February 21, 2021

Clogging up the pipes of prolificacy


And now for a brief list of things that don’t exist.

Closure, certainty, consistency, consensus, control, cleanness and completeness.

Kind of absurd that they all start with the same letter, right? God bless the absurdity of this mess called life.

But the good news is, in the absence of all of those things, each of us still has the ability to get clarity around our own intentions. That is worth its weight in gold.

Being an entrepreneur taught me this lesson numerous times. Because from a personality standpoint, planning isn’t my thing. Never has been. Structure and routine and ritual, yes, but when it comes to the ideation and execution of projects, planning is both an allergy and a four letter word.

In my experience, my finest work comes from responding to the world from an inner sense of what I’m feeling in a particular creative season of my life, not what was carefully mapped out on document seven months ago.

That’s the power of clarity, and it has never let me down.

What about you? To what degree are you much of a planner? Has that trait been helpful for your work, or has it clogged the pipes of prolificacy?

In many cases, people become addicted to planning because they crave certainty. Which makes total sense. We live in a circus of a world that’s as insane as it is unjust, and as disappointing as it is confusing.

It’s only human to want certainty.

But once you discover that certainty doesn’t actually exist, you have to pick something else. In my experience, you can aim for clarity instead.

My startup founder boss was big on clarity, as he was not a planner by nature either. He used to remind our marketing team, planning too far in advance is a waste of effort, since our reality is only going to change six months from now anyway.

Sure enough, that change happened multiple times during my tenure at the company.
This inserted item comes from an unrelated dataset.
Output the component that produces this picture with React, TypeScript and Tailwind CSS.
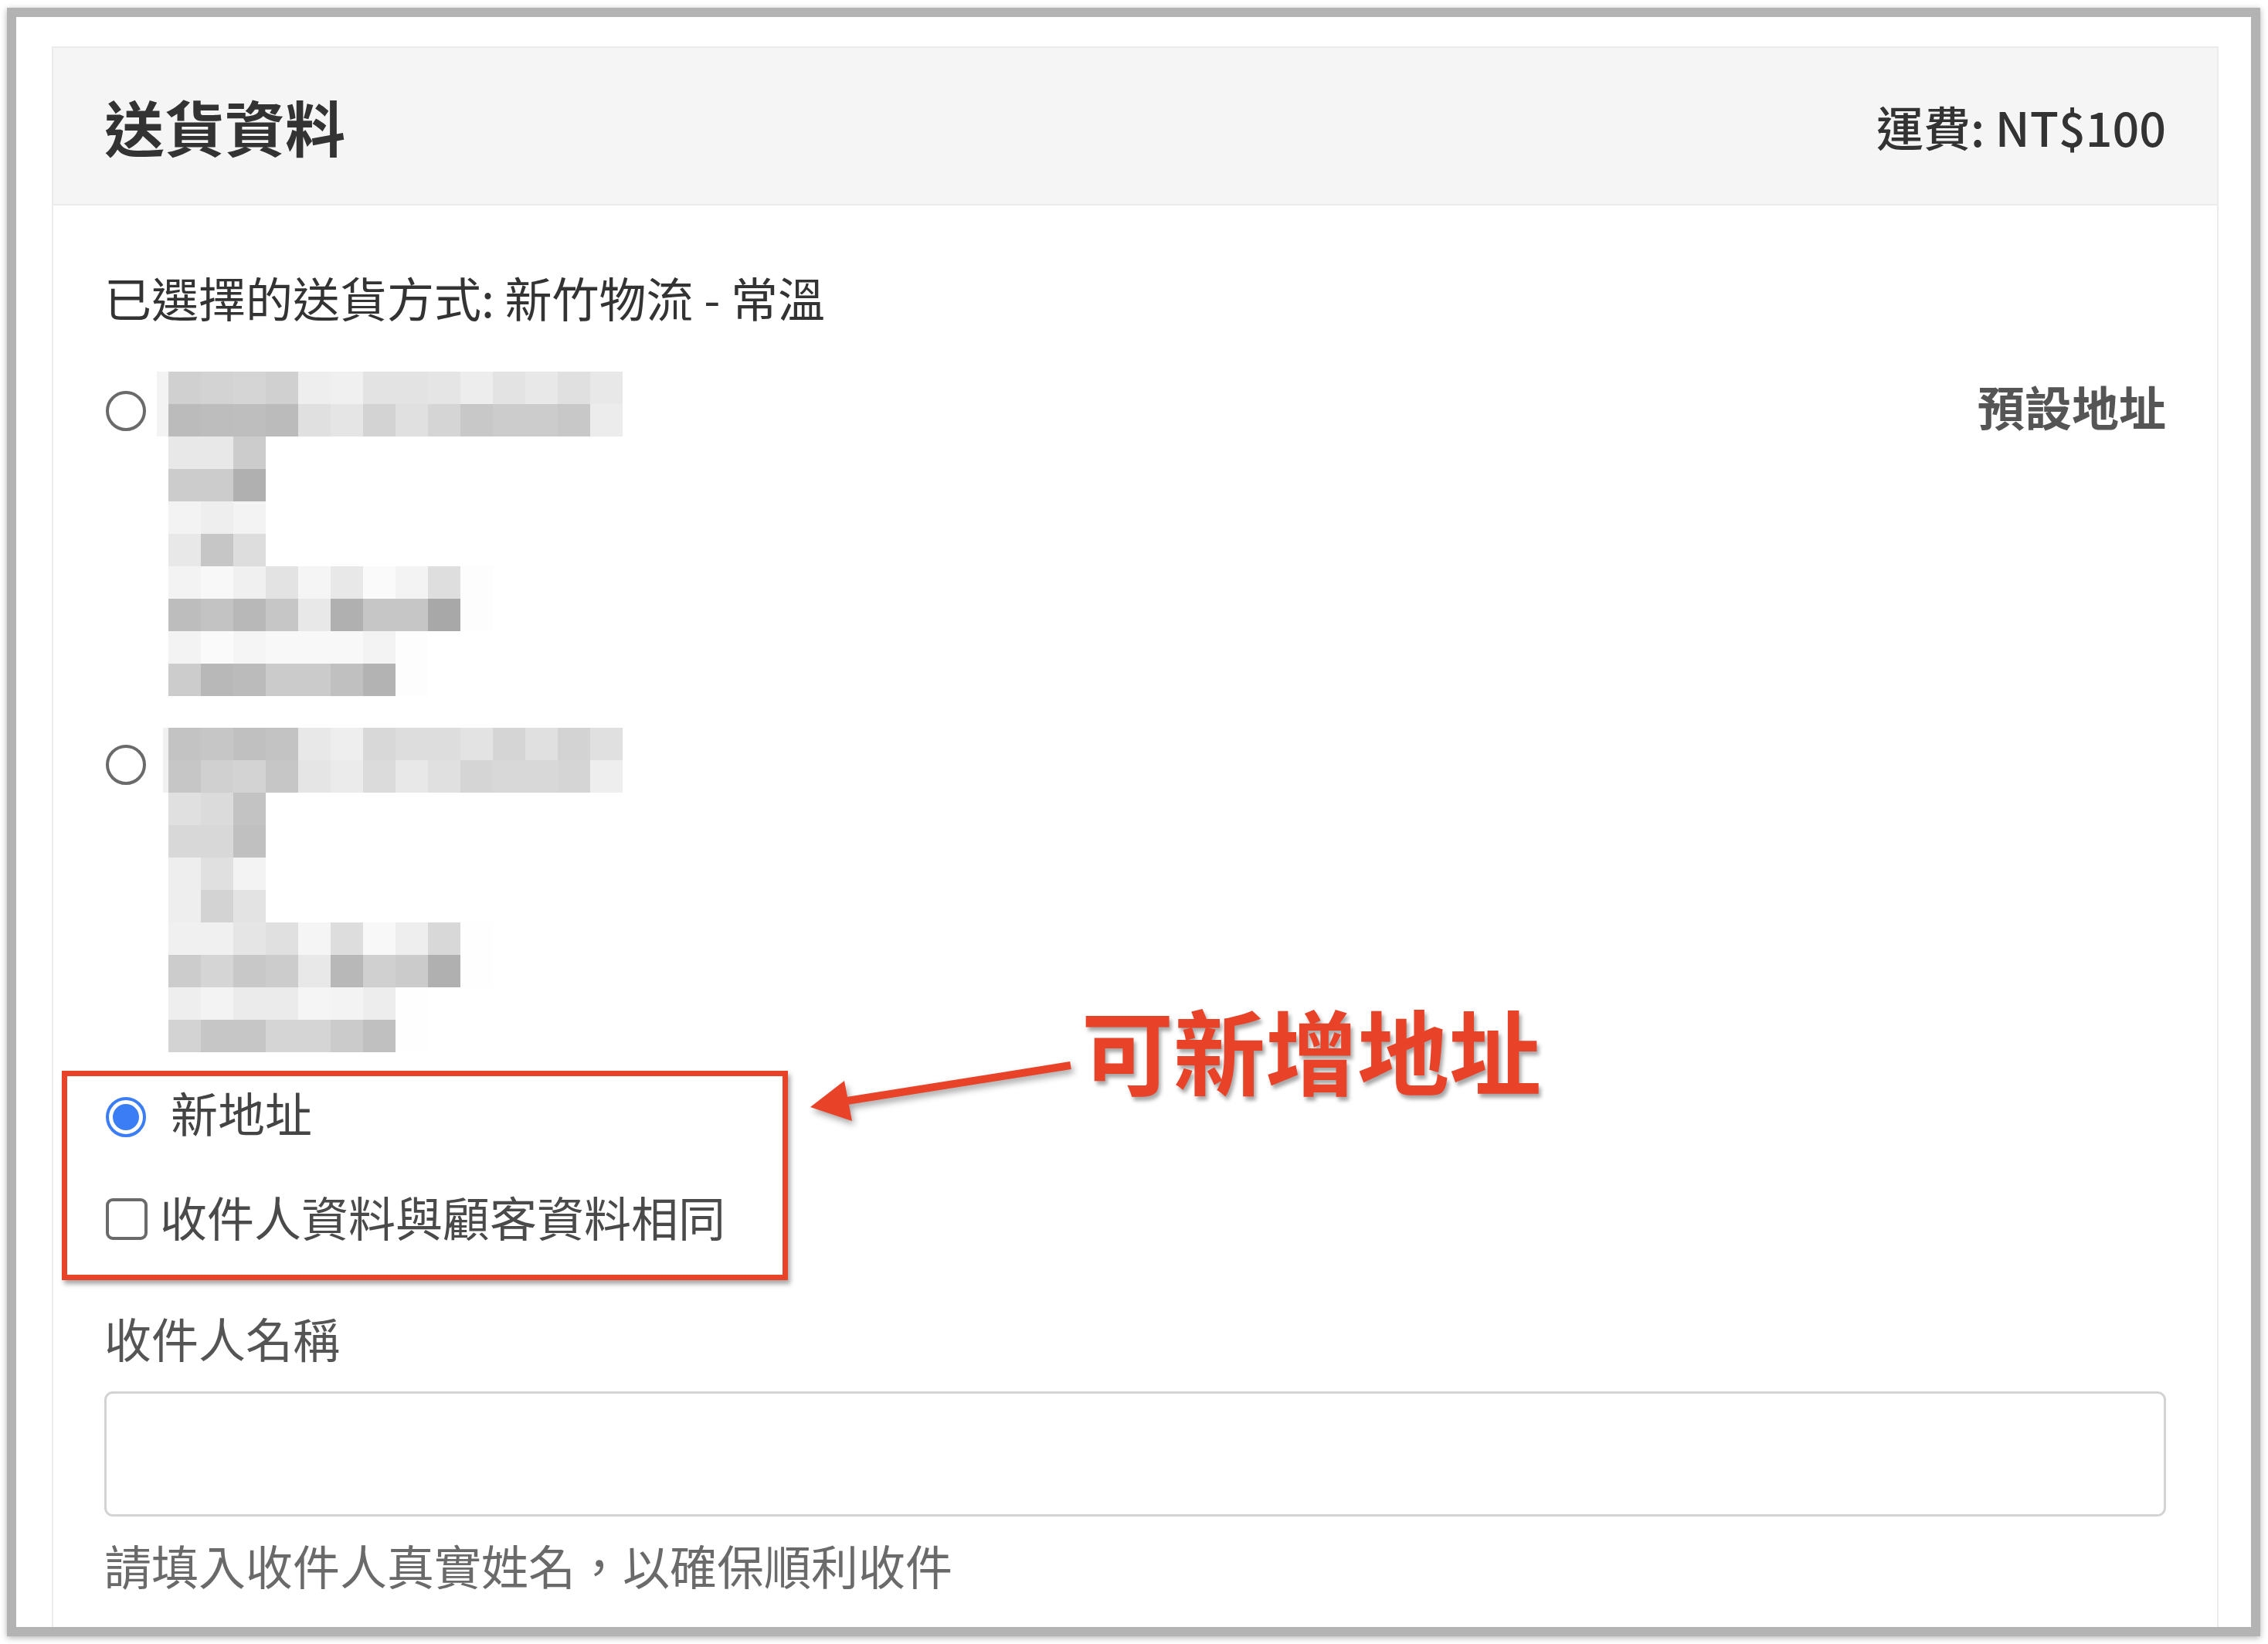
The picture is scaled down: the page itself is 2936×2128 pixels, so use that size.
import React from "react";

type Line = { lead?: string; leadW?: number; a: string[]; b: string[] };

const block1: Line[] = [
  {
    lead: "#f3f3f3",
    leadW: 15,
    a: ["#d0d0d0", "#d3d3d3", "#d5d5d5", "#d0d0d0", "#eeeeee", "#f0f0f0", "#e3e3e3", "#e3e3e3", "#e5e5e5", "#ededed", "#e3e3e3", "#e8e8e8", "#e0e0e0", "#e8e8e8"],
    b: ["#bbbbbb", "#bdbdbd", "#bebebe", "#bbbbbb", "#e0e0e0", "#e5e5e5", "#d3d3d3", "#e0e0e0", "#d5d5d5", "#c8c8c8", "#cccccc", "#cccccc", "#c8c8c8", "#ececec"],
  },
  { a: ["#e8e8e8", "#e8e8e8", "#cccccc"], b: ["#cccccc", "#cccccc", "#b0b0b0"] },
  { a: ["#f3f3f3", "#eeeeee", "#f3f3f3"], b: ["#e8e8e8", "#c6c6c6", "#dddddd"] },
  {
    a: ["#f3f3f3", "#f8f8f8", "#f0f0f0", "#e3e3e3", "#f5f5f5", "#e8e8e8", "#fafafa", "#f3f3f3", "#dedede", "#fdfdfd"],
    b: ["#bdbdbd", "#c3c3c3", "#b8b8b8", "#c6c6c6", "#e8e8e8", "#b0b0b0", "#c6c6c6", "#c6c6c6", "#a8a8a8", "#fdfdfd"],
  },
  {
    a: ["#f3f3f3", "#fafafa", "#f5f5f5", "#f8f8f8", "#f8f8f8", "#f8f8f8", "#f3f3f3", "#fdfdfd"],
    b: ["#cccccc", "#b8b8b8", "#bbbbbb", "#cbcbcb", "#cbcbcb", "#c0c0c0", "#b3b3b3", "#fdfdfd"],
  },
];

const block2: Line[] = [
  {
    lead: "#f0f0f0",
    leadW: 7,
    a: ["#c3c3c3", "#c6c6c6", "#c0c0c0", "#c3c3c3", "#e8e8e8", "#eeeeee", "#d8d8d8", "#dddddd", "#dddddd", "#e3e3e3", "#d5d5d5", "#e0e0e0", "#d3d3d3", "#e0e0e0"],
    b: ["#c6c6c6", "#d0d0d0", "#d3d3d3", "#c6c6c6", "#e5e5e5", "#ebebeb", "#dbdbdb", "#e8e8e8", "#e0e0e0", "#d5d5d5", "#d8d8d8", "#d8d8d8", "#d5d5d5", "#eeeeee"],
  },
  { a: ["#e0e0e0", "#dbdbdb", "#c3c3c3"], b: ["#d8d8d8", "#d8d8d8", "#c0c0c0"] },
  { a: ["#eeeeee", "#e0e0e0", "#f3f3f3"], b: ["#eeeeee", "#d3d3d3", "#e3e3e3"] },
  {
    a: ["#f0f0f0", "#f0f0f0", "#e5e5e5", "#e0e0e0", "#f5f5f5", "#dddddd", "#f8f8f8", "#eeeeee", "#d8d8d8", "#fefefe"],
    b: ["#cccccc", "#d5d5d5", "#c8c8c8", "#cccccc", "#e8e8e8", "#b8b8b8", "#d0d0d0", "#cbcbcb", "#b0b0b0", "#fefefe"],
  },
  {
    a: ["#eeeeee", "#f3f3f3", "#ebebeb", "#ebebeb", "#f5f5f5", "#f3f3f3", "#ededed", "#fefefe"],
    b: ["#d3d3d3", "#c6c6c6", "#c6c6c6", "#d5d5d5", "#d5d5d5", "#cbcbcb", "#c0c0c0", "#fefefe"],
  },
];

function CellRow({ cells, lead, leadW }: { cells: string[]; lead?: string; leadW?: number }) {
  return (
    <div className="flex h-[42px]">
      <div className="flex h-[42px] w-[15px] justify-end">
        {lead ? <div className="h-[42px]" style={{ width: leadW, backgroundColor: lead }} /> : null}
      </div>
      {cells.map((c, i) => (
        <div key={i} className="h-[42px] w-[42px]" style={{ backgroundColor: c }} />
      ))}
    </div>
  );
}

function Mosaic({ lines }: { lines: Line[] }) {
  return (
    <div className="flex flex-col">
      {lines.map((l, i) => (
        <div key={i} className="flex flex-col">
          <CellRow cells={l.a} lead={l.lead} leadW={l.leadW} />
          <CellRow cells={l.b} lead={l.lead} leadW={l.leadW} />
        </div>
      ))}
    </div>
  );
}

function Radio() {
  return <div className="h-[52px] w-[52px] shrink-0 rounded-full border-[4px] border-[#6a6a6a] bg-white" />;
}

export default function App() {
  return (
    <div className="relative h-[2128px] w-[2936px] overflow-hidden bg-white font-['Noto_Sans_CJK_TC','Noto_Sans',sans-serif]">
      {/* screenshot frame */}
      <div className="ml-[9px] mt-[10px] h-[2108px] w-[2917px] overflow-hidden border-[12px] border-[#b3b3b3] bg-white shadow-[0_2px_8px_rgba(0,0,0,0.3)]">
        <div className="ml-[46px] mt-[38px] w-[2805px] border-2 border-[#ebebeb] bg-white">
          {/* header */}
          <div className="flex h-[204px] items-center justify-between border-b-2 border-[#ebebeb] bg-[#f5f5f5] px-[66px]">
            <div className="text-[78px] font-bold leading-none text-[#333333]">送貨資料</div>
            <div className="text-[61px] font-medium leading-none text-[#333333]">運費: NT$100</div>
          </div>

          {/* body */}
          <div className="px-[66px] pb-[200px] pt-[77px] text-[61px] leading-[84px]">
            <div className="h-[84px] text-[#333333]">已選擇的送貨方式: 新竹物流 - 常溫</div>

            {/* address 1 */}
            <div className="mt-[54px] flex h-[420px] items-start">
              <div className="ml-[2px] mt-[25px]">
                <Radio />
              </div>
              <div className="ml-[14px]">
                <Mosaic lines={block1} />
              </div>
              <div className="ml-auto pt-[3px] font-bold text-[#555555]">預設地址</div>
            </div>

            {/* address 2 */}
            <div className="mt-[41px] flex h-[420px] items-start">
              <div className="ml-[2px] mt-[22px]">
                <Radio />
              </div>
              <div className="ml-[14px]">
                <Mosaic lines={block2} />
              </div>
            </div>

            {/* new address */}
            <div className="mt-[40px] flex h-[84px] items-center">
              <div className="ml-[2px] mt-[4px] flex h-[52px] w-[52px] shrink-0 items-center justify-center rounded-full border-[4px] border-[#3a7df5] bg-white p-[5px]">
                <div className="h-full w-full rounded-full bg-[#3a7df5]" />
              </div>
              <div className="ml-[32px] pb-[8px] text-[#444444]">新地址</div>
            </div>

            {/* same as customer */}
            <div className="mt-[50px] flex h-[84px] items-center">
              <div className="ml-[2px] h-[54px] w-[54px] shrink-0 rounded-[9px] border-[4px] border-[#6a6a6a] bg-white" />
              <div className="ml-[16px] pb-[6px] text-[#4a4a4a]">收件人資料與顧客資料相同</div>
            </div>

            {/* recipient name */}
            <div className="mt-[70px] h-[84px] text-[#555555]">收件人名稱</div>
            <div className="mt-[27px] h-[162px] w-full rounded-[11px] border-[3px] border-[#d3d3d3] bg-white" />
            <div className="mt-[21px] h-[84px] text-[#6a6a6a]">請填入收件人真實姓名，以確保順利收件</div>
          </div>
        </div>
      </div>

      {/* annotation: red box */}
      <div className="absolute left-[80px] top-[1386px] h-[271px] w-[940px] border-[7px] border-[#e84329] shadow-[3px_5px_6px_rgba(0,0,0,0.35)]" />

      {/* annotation: arrow */}
      <svg
        className="pointer-events-none absolute left-0 top-0 drop-shadow-[3px_5px_4px_rgba(0,0,0,0.35)]"
        width="2936"
        height="2128"
        viewBox="0 0 2936 2128"
      >
        <line x1="1386" y1="1379" x2="1090" y2="1426" stroke="#e84329" strokeWidth="10" />
        <polygon points="1049,1433 1093,1399 1103,1451" fill="#e84329" />
      </svg>

      {/* annotation: text */}
      <div className="absolute left-[1400px] top-[1298px] text-[119px] font-bold leading-none text-[#e84329] [text-shadow:3px_5px_5px_rgba(0,0,0,0.35)]">
        可新增地址
      </div>
    </div>
  );
}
We worked in the travel industry, and it was amazing how a single isolated event, like a viral video of a passenger being forcefully removed from an overbooked airplane, could impact the competitive landscape, stock market, consumer preferences, industry behavior and federal policy.

Overnight our company experienced a public relations nightmare that lasted for months.

So much for all of our clever plans. Good thing we had a crystal clear brand intention to anchor us.

Point being, whether planning is your thing or not, the goal is understanding which moments belong to you, like clarity; and which moments are out of your control, like certainty.

If you’re feeling that creative tug to start something, concert your tug into a clear, directional and specific intention. And then let go of the rest.

Because change is taking place everywhere at every moment, and it’s not interested in how certain you want to feel.

Are you still chasing something that doesn’t exist?